With the rest of my 2019 summer I:
- Hiked Wyoming’s Wind River Range
- Hiked Colorado’s Holy Cross Wilderness
- Went stand up paddleboarding (down a river) for the first time ever
- Hiked Washington’s Wonderland Trail
- Hiked Oregon’s Timberline Trail
- Attended my first PCT Days in Cascade Locks, Oregon (because I needed to see what I was missing on the PCT)
- Spent a lot of time bouldering in Tuolumne (i.e. Yosemite)
- Did my first multi-pitch trad climb (also in Yosemite)
- Put nearly 12,000 mi / 19,000 km on my Subaru Outback (which has included a shattered windshield and being rear-ended)
- Moved my home base from Los Angeles to Sacramento (more on this in future posts)
When I laid out my 2019 agenda at the beginning of this year, were any of these things on it?
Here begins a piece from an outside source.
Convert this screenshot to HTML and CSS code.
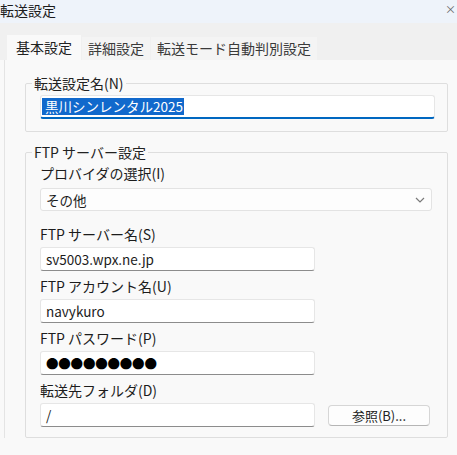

No. Although I did say that I might “Just say ‘fuck it’ to the PCT and go hike somewhere/something else instead (I hear it’s never as good as the first time – I think it was the PCT someone said that about).”
Do I have plans for the next six months? Yes. Am I certain what’s to come? No.
What’s To Come
So what’s on the agenda now? I’ve been spending a lot of time climbing recently and intend to be doing a lot more this winter (need to get to Ama Dablam in 2021).
I’ll be on the East Coast for the bulk of December and then will be mostly bouldering in Bishop before heading to Barbados in January. I’m thinking about hitting the Lost Coast Trail in November or February before heading back to Brazil in March for six weeks of climbing and hiking. Then I’m thinking of either Peru or Bolivia for another four weeks of trekking before coming back to California for a couple of months.
Beyond that, I can only speculate, but I’m hoping for more international travel, more trekking, and a stint on either the Hayduke Trail, the Pyrenean Haute Route, or the Great Divide Trail late next year.
But who knows? Maybe I’ll get hit by a bus tomorrow or an enormous meteor will impact the Earth and wipe us all out for the rest of time.